Primary Use Trails: Off-Leash Dog Walking
Off-leash dog walking is a popular recreational activity, that is increasingly more difficult to provide on conservation lands in Massachusetts. With an understanding that off-leash dog walking can negatively impact sensitive resources and the experience of other visitors; properties where we allow for off-leash dog walking will be actively managed and monitored.
Areas excluded from Off-Leash designation:
- Resource Protection Areas
- Grassland Nesting Habitat (Apr. 1 – Aug. 15)
- Open Public Water Supply
- Parks, Estates, & Sensitive Historic/Cultural Sites
Resource Protection Areas: No Dogs
Resource protection areas are defined by a specific resource concern or visitor safety concern that cannot tolerate the presence and proximity of dogs or their waste.
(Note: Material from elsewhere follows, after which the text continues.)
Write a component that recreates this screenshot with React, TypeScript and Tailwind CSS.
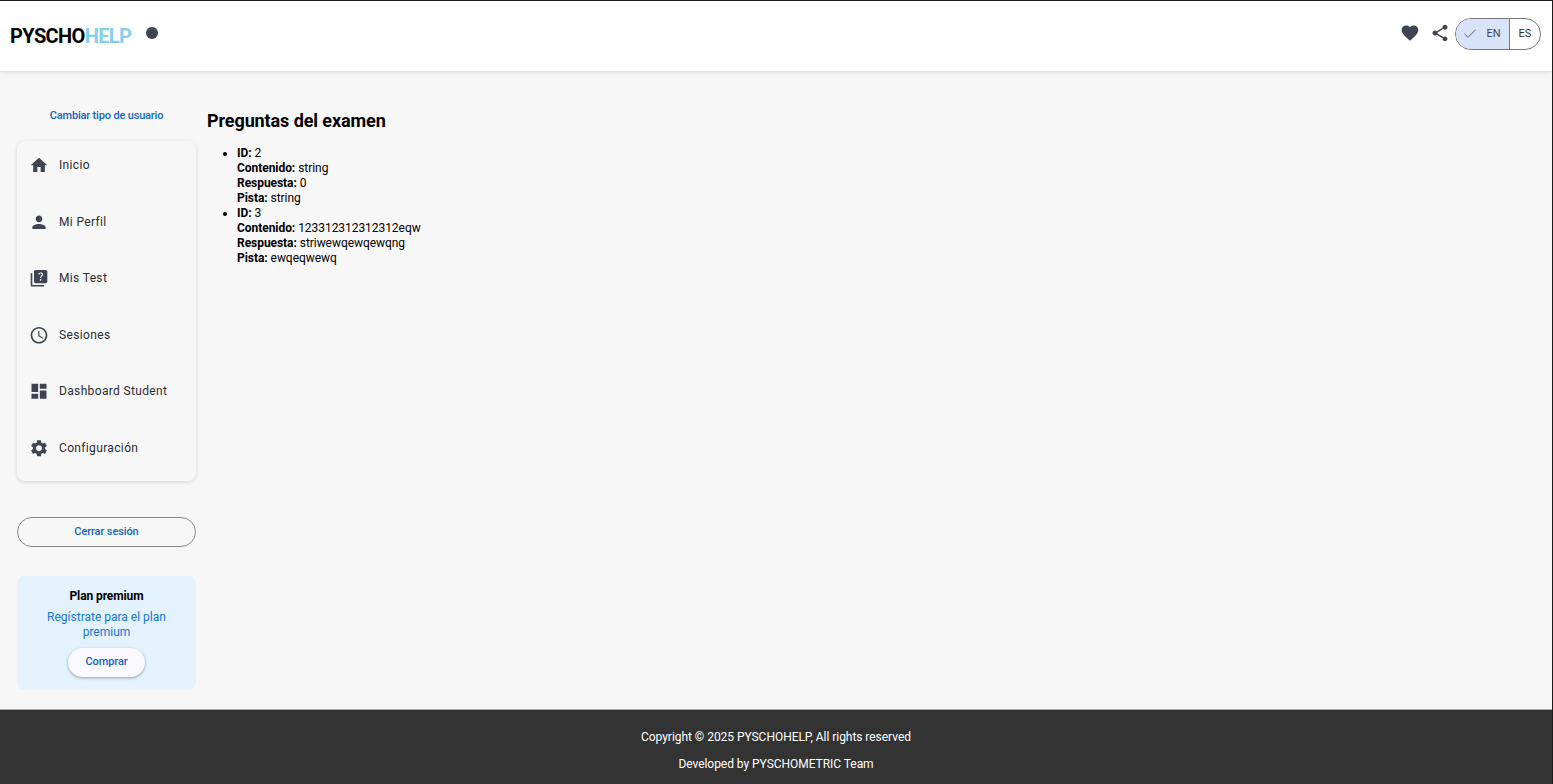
import { Check } from "lucide-react";
import { MdAccessTime, MdDashboard, MdFavorite, MdHome, MdPerson, MdQuiz, MdSettings, MdShare } from "react-icons/md";

const navItems = [
  { label: "Inicio", icon: MdHome },
  { label: "Mi Perfil", icon: MdPerson },
  { label: "Mis Test", icon: MdQuiz },
  { label: "Sesiones", icon: MdAccessTime },
  { label: "Dashboard Student", icon: MdDashboard },
  { label: "Configuración", icon: MdSettings },
];

const questions = [
  { id: "2", content: "string", answer: "0", hint: "string" },
  { id: "3", content: "123312312312312eqw", answer: "striwewqewqewqng", hint: "ewqeqwewq" },
];

function Header() {
  return (
    <header className="h-[70px] shrink-0 bg-white flex items-center justify-between pl-[10px] pr-[11px] shadow-[0_1px_4px_rgba(0,0,0,0.12)] relative">
      <div className="flex items-start">
        <span className="text-[20px] font-bold tracking-[-0.62px] leading-[30px] text-black">
          PYSCHO<span className="text-[#87ceeb]">HELP</span>
        </span>
        <span className="w-3 h-3 rounded-full bg-[#3f4451] ml-[15px] mt-[6px] block" />
      </div>
      <div className="flex items-center mb-[4px]">
        <MdFavorite className="w-5 h-5 text-[#3f4451] mr-[10px] mb-[2px]" />
        <MdShare className="w-5 h-5 text-[#3f4451] mr-[5px] mb-[2px]" />
        <div className="flex h-[32px] rounded-full border border-[#74777f] overflow-hidden text-[11px] text-[#2b2d33]">
          <div className="w-[54px] flex items-center justify-center gap-[8px] bg-[#d8e2f8] border-r border-[#74777f] pr-[2px] text-[#3f4451]">
            <Check className="w-[16px] h-[16px] text-[#3f4451]" strokeWidth={1.25} />
            <span>EN</span>
          </div>
          <div className="w-[30px] flex items-center justify-center">ES</div>
        </div>
      </div>
    </header>
  );
}

function Sidebar() {
  return (
    <aside className="w-[179px] ml-[17px] shrink-0 flex flex-col">
      <a className="mt-[38px] h-[14px] leading-[14px] text-center text-[11px] font-medium tracking-[-0.17px] text-[#1565c0]">Cambiar tipo de usuario</a>
      <nav className="mt-[18px] h-[340px] rounded-lg bg-[#f7f7f8] shadow-[0_1px_4px_rgba(0,0,0,0.14)] flex flex-col">
        {navItems.map((item) => (
          <div key={item.label} className="h-[56.5px] shrink-0 flex items-center pl-[12px] gap-[10px] translate-y-[-3.75px]">
            <item.icon className="w-5 h-5 shrink-0 text-[#3f4451]" />
            <span className="text-[12px] tracking-[0.35px] text-[#2b2d33]">{item.label}</span>
          </div>
        ))}
      </nav>
      <button className="mt-[36px] h-[30px] rounded-full border border-[#8a8a8a] text-[11px] font-medium tracking-[-0.1px] text-[#1565c0]">
        Cerrar sesión
      </button>
      <div className="mt-[29px] h-[114px] rounded-lg bg-[#e3f2fd] flex flex-col items-center pt-[11px]">
        <p className="text-[12px] leading-[18px] font-bold tracking-[-0.1px] text-black">Plan premium</p>
        <p className="mt-[5px] w-[130px] text-center text-[12px] leading-[15px] text-[#1976d2]">Regístrate para el plan premium</p>
        <button className="mt-[8px] w-[77px] h-[29px] rounded-full bg-[#f9f9ff] shadow-[0_1px_3px_rgba(0,0,0,0.35)] text-[11px] font-medium tracking-[-0.1px] text-[#1565c0]">
          Comprar
        </button>
      </div>
    </aside>
  );
}

function Questions() {
  return (
    <main className="ml-[11px] pt-[38px] text-black">
      <h2 className="text-[18px] leading-[24px] font-bold tracking-[-0.1px]">Preguntas del examen</h2>
      <ul className="list-disc pl-[30px] mt-[13px] text-[12px] leading-[15px] tracking-[-0.05px]">
        {questions.map((q) => (
          <li key={q.id}>
            <strong>ID:</strong> {q.id}
            <br />
            <strong>Contenido:</strong> {q.content}
            <br />
            <strong>Respuesta:</strong> {q.answer}
            <br />
            <strong>Pista:</strong> {q.hint}
          </li>
        ))}
      </ul>
    </main>
  );
}

export default function App() {
  return (
    <div className="h-[784px] flex flex-col overflow-hidden bg-[#f7f7f7] border-t border-r border-[#1a1a1a] font-['Roboto',sans-serif]">
      <Header />
      <div className="flex-1 flex min-h-0">
        <Sidebar />
        <Questions />
      </div>
      <footer className="h-[75px] shrink-0 bg-[#333333] border-t border-[#aaaaaa] text-[12px] tracking-[-0.04px] text-white text-center">
        <p className="mt-[19px] leading-[16px]">Copyright © 2025 PYSCHOHELP, All rights reserved</p>
        <p className="mt-[11px] leading-[16px]">Developed by PYSCHOMETRIC Team</p>
      </footer>
    </div>
  );
}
These trails require special signage to identify the area as No Dog, which will include rationale for the restriction. These areas include:
- Crop Fields, Food Gardens, Community Gardens, Food Production / Processing / Sale Facilities (Including Shellfishing Flats)
- Highly Sensitive Horticultural Resources
- Highly Sensitive Ecological Resources – Shorebird Nesting & Migratory Bird Habitat (April 1 – Sept. 30), Coastal Dune Habitat, and state-listed species protection
- Designated Children’s Play Area
- Historic/Cultural Buildings & Museums
The Trustees follows state and federal regulations regarding Service Animals and Public Accommodations. State regulations are covered under General Laws Part IV, Title I, Chapter 272, Section 98A and are administered by the Massachusetts Office on Disability. Federal laws are enforced by the Department of Justice under the Americans with Disabilities Act (ADA).
In summary, any places that are open to the public shall permit service animals to accompany people with disabilities anywhere members of the public are allowed to go. Service animals are not required to be certified, wear a vest or badge, demonstrate the service provided, and the owner may not be asked to provide documentation of disability. Emotional support, therapy, comfort, and companion animals are terms used to describe animals that provide comfort just by being with a person. Because they have not been trained to perform a specific job or task, they do not qualify as service animals under the ADA.
The ADA requires that service animals be under control of the handler at all times. The service animal must be harnessed, leashed, or tethered while in public places unless these devices interfere with the service animal’s work or the person’s disability prevents use of these devices. In that case, the person must use voice, signal, or other effective means to maintain control of the animal. If a service animal is out of control and the handler does not take effective action to control it, staff may request that the animal be removed from the premises.